Further, we also find that this mechanism is moderated by both age and gender, suggesting that the relationship is stronger for younger citizens and female Singaporeans – with the strongest effects of FOMO being observed for young females.
Many have long questioned the solution to political apathy. While we do not offer conclusive solutions, we show that FOMO can be a critical factor in engaging politically apathetic groups. In our case, we find evidence to support the thesis that FOMO can drive political discussion and participation among disengaged citizens – most substantially for younger females in Singapore. While some refer to online political engagement as clicktivism (also known as slacktivism), arguing that such online activities do not translate to offline actions and do not result in substantial social or political changes in real life (e.g., Christensen, 2011; Hindman, 2009; Shulman, 2004). In other words, they argue whether online political activities, which take just a keyboard and a mouse click, are politically legitimate and meaningful civic actions (Harlow & Guo, 2014).

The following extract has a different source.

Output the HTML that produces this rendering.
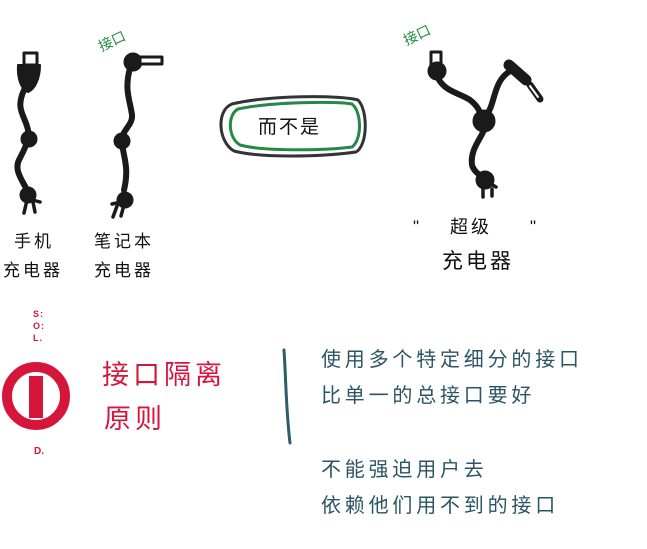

However, we argue that at the bare minimum online political engagement, such as online political discussion and participation, would increase citizens’ political awareness and knowledge, which are beneficial for polity and fundamentals of democratic citizenship, ultimately encouraging offline political engagement in the long term. Several prior studies have shown the substantial potential of online political activities (e.g., Halupka, 2014, 2017; Karpf, 2010). Specifically, some evidence supports that online political activities are associated with offline political actions in Singapore (Skoric & Zhu, 2015). Overall, online political engagement manifests the political expression of citizen, it is a reliable indicator of to what extent the populace is politically active, and it has substantial potential to translate into offline political engagement. Furthermore, beyond the adverse effects of FOMO found in the literature (Blackwell et al., 2017; Yin et al., 2021), we observe some value in how it can drive the politically disengaged citizenry in Singapore.